An End-to-end 3D Convolutional Neural Network for Action Detection and Segmentation in Videos
This work provides an incremental improvement in action detection and video object segmentation for researchers and practitioners working with video analysis.
This paper introduces an end-to-end 3D CNN for action detection and segmentation in videos. It tackles the problem by first generating tube proposals from 3D CNN features and linking them for spatio-temporal action detection, and then extends this with an encoder-decoder structure for action segmentation to avoid proposal generation. The method achieves superior performance on several video datasets compared to state-of-the-art approaches.

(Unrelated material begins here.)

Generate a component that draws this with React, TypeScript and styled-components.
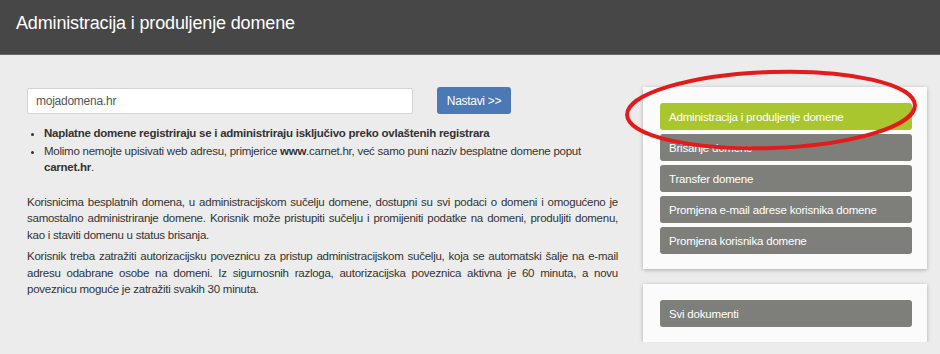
import React from 'react';
import styled, { createGlobalStyle } from 'styled-components';

const GlobalStyle = createGlobalStyle`
  html, body {
    margin: 0;
    padding: 0;
    background-color: #ececec;
    font-family: "Liberation Sans", Arial, sans-serif;
  }
`;

const Header = styled.header`
  height: 55px;
  background-color: #474747;
  border-bottom: 1px solid #6b6b6b;
  display: flex;
  align-items: center;
  padding: 0 16px 8px;
  box-sizing: border-box;
`;

const Title = styled.h1`
  margin: 0;
  font-size: 18px;
  font-weight: 400;
  letter-spacing: -0.15px;
  color: #ffffff;
`;

const Main = styled.main`
  display: flex;
  align-items: flex-start;
  column-gap: 25px;
  padding: 32px 13px 0 27px;
`;

const Content = styled.div`
  width: 591px;
  font-size: 11.5px;
  letter-spacing: -0.25px;
  color: #333333;
`;

const SearchRow = styled.div`
  display: flex;
  align-items: center;
  column-gap: 24px;
`;

const Input = styled.input`
  width: 386px;
  height: 26px;
  box-sizing: border-box;
  border: 1px solid #d4d4d4;
  border-radius: 2px;
  padding: 0 8px;
  font-family: inherit;
  font-size: 12px;
  letter-spacing: -0.25px;
  color: #555555;
  background-color: #ffffff;
`;

const Button = styled.button`
  width: 74px;
  height: 27px;
  border: none;
  border-radius: 3px;
  background-color: #4a79b6;
  color: #ffffff;
  font-family: inherit;
  font-size: 12px;
  letter-spacing: -0.3px;
  cursor: pointer;
`;

const Notes = styled.ul`
  margin: 11px 0 0;
  padding-left: 17px;
  line-height: 16px;
  li {
    margin-bottom: 2px;
  }
`;

const Paragraph = styled.p`
  margin: 0 0 5px;
  line-height: 16.4px;
  text-align: justify;
  &:first-of-type {
    margin-top: 19px;
  }
`;

const Sidebar = styled.aside`
  position: relative;
  width: 284px;
  display: flex;
  flex-direction: column;
  row-gap: 15px;
`;

const Card = styled.div`
  background-color: #fbfbfb;
  box-shadow: 0 1px 4px rgba(0, 0, 0, 0.28);
  padding: 16px 15px 15px 17px;
  display: flex;
  flex-direction: column;
  row-gap: 4px;
`;

const NavItem = styled.a<{ $active?: boolean }>`
  display: flex;
  align-items: center;
  height: 27px;
  padding-left: 9px;
  border-radius: 3px;
  background-color: ${(p) => (p.$active ? '#a9c62e' : '#7e7f7b')};
  color: #ffffff;
  font-size: 11.5px;
  letter-spacing: -0.2px;
  text-decoration: none;
  cursor: pointer;
`;

const Highlight = styled.svg`
  position: absolute;
  left: -18px;
  top: -18px;
  overflow: visible;
  pointer-events: none;
`;

const menu = [
  'Administracija i produljenje domene',
  'Brisanje domene',
  'Transfer domene',
  'Promjena e-mail adrese korisnika domene',
  'Promjena korisnika domene',
];

export default function App() {
  return (
    <>
      <GlobalStyle />
      <Header>
        <Title>Administracija i produljenje domene</Title>
      </Header>
      <Main>
        <Content>
          <SearchRow>
            <Input defaultValue="mojadomena.hr" />
            <Button>Nastavi &gt;&gt;</Button>
          </SearchRow>
          <Notes>
            <li>
              <b>Naplatne domene registriraju se i administriraju isključivo preko ovlaštenih registrara</b>
            </li>
            <li>
              Molimo nemojte upisivati web adresu, primjerice <b>www</b>.carnet.hr, već samo puni naziv besplatne
              domene poput <b>carnet.hr</b>.
            </li>
          </Notes>
          <Paragraph>
            Korisnicima besplatnih domena, u administracijskom sučelju domene, dostupni su svi podaci o domeni i
            omogućeno je samostalno administriranje domene. Korisnik može pristupiti sučelju i promijeniti podatke na
            domeni, produljiti domenu, kao i staviti domenu u status brisanja.
          </Paragraph>
          <Paragraph>
            Korisnik treba zatražiti autorizacijsku poveznicu za pristup administracijskom sučelju, koja se automatski
            šalje na e-mail adresu odabrane osobe na domeni. Iz sigurnosnih razloga, autorizacijska poveznica aktivna
            je 60 minuta, a novu poveznicu moguće je zatražiti svakih 30 minuta.
          </Paragraph>
        </Content>
        <Sidebar>
          <Card>
            {menu.map((label, i) => (
              <NavItem key={label} $active={i === 0}>
                {label}
              </NavItem>
            ))}
          </Card>
          <Card>
            <NavItem>Svi dokumenti</NavItem>
          </Card>
          <Highlight width="300" height="84">
            <ellipse
              cx="146"
              cy="41"
              rx="144"
              ry="38"
              transform="rotate(-2 146 41)"
              fill="none"
              stroke="#e31b1b"
              strokeWidth="4"
            />
          </Highlight>
        </Sidebar>
      </Main>
    </>
  );
}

In this paper, we propose an end-to-end 3D CNN for action detection and segmentation in videos. The proposed architecture is a unified deep network that is able to recognize and localize action based on 3D convolution features. A video is first divided into equal length clips and next for each clip a set of tube proposals are generated based on 3D CNN features. Finally, the tube proposals of different clips are linked together and spatio-temporal action detection is performed using these linked video proposals. This top-down action detection approach explicitly relies on a set of good tube proposals to perform well and training the bounding box regression usually requires a large number of annotated samples. To remedy this, we further extend the 3D CNN to an encoder-decoder structure and formulate the localization problem as action segmentation. The foreground regions (i.e. action regions) for each frame are segmented first then the segmented foreground maps are used to generate the bounding boxes. This bottom-up approach effectively avoids tube proposal generation by leveraging the pixel-wise annotations of segmentation. The segmentation framework also can be readily applied to a general problem of video object segmentation. Extensive experiments on several video datasets demonstrate the superior performance of our approach for action detection and video object segmentation compared to the state-of-the-arts.